En même temps, dans ce second cas toujours, on ne veut pas vraiment la chose. On veut seulement la vouloir (la désirer, l’envier, l’espérer…). Par exemple, si je crois que le meilleur est pour moi impossible, je ne ferai et ne pourrai que le désirer. Je vivrai dans le désir au point d’être déstabilisé quand quelque chose de très bon se présentera à moi, parce qu’alors, je ne pourrai plus désirer. Pour pouvoir continuer d’espérer une chose, il faut absolument la fuir. Pour en envier une autre, mieux vaut continuer de croire qu’elle vous est interdite. Si vous avez retenu que rien ne vous arrivera sans exigence, vous ne pourrez remarquer ni apprécier ce qui vous vient spontanément et vous chercherez autre chose à exiger.

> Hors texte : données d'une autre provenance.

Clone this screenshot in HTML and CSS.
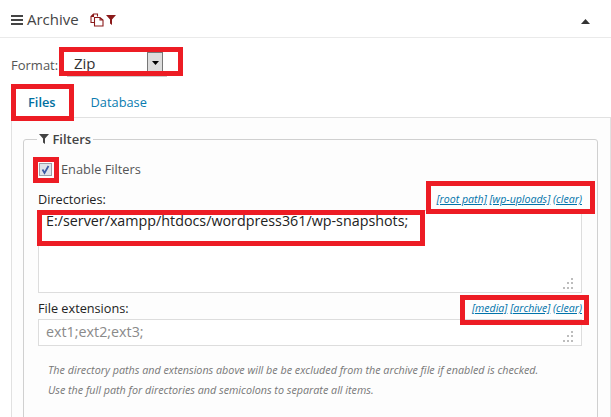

Là encore, ce que vous voulez n’est pas la chose, mais juste l’exiger.
Ajoutons enfin que si le bon vécu dans notre entourage peut nous mettre mal (notamment en l’enviant, en le jalousant…), le malheur qui y régnerait d’une manière générale pourrait bien sûr nous empêcher de nous épanouir également. Un enfant dont les parents sont toujours en peine ne sera pas d’emblée porté à être heureux, ni surtout à l’exprimer. Certains ne se permettent pas de réussir là où leurs parents ou même frères et sœurs ont échoué. Notre conditionnement peut donc nous faire jouer un scénario où le bonheur d’autrui nous fait mal et où le malheur d’autrui nous empêche d’être heureux.
Maintenant, vous pouvez voir ce vieux scénario, voir que vous le rejouez depuis des décennies, voir qu’il vous est défavorable, voir que les gens heureux et les gens malheureux n’ont nul besoin que vous souffriez. Voyez-le sans rien en penser. Jusque-là, nous avons subi ce scénario, comme tout autre, de façon conditionnée, réactionnelle et inconsciente. Aujourd’hui, nous le voyons. Aujourd’hui, c’est vu. C’est vu, si c’est vu en effet et sans jugements, sans rien en penser. C’est ce qui finit par faire une différence. On finit ainsi par lâcher le scénario. C’est sortir de la « représentation théâtrale » et laisser enfin la vie s’épanouir à travers nous. Ce qui est vu est en quelque sorte éclairé, et à la lumière, toute ombre disparaît.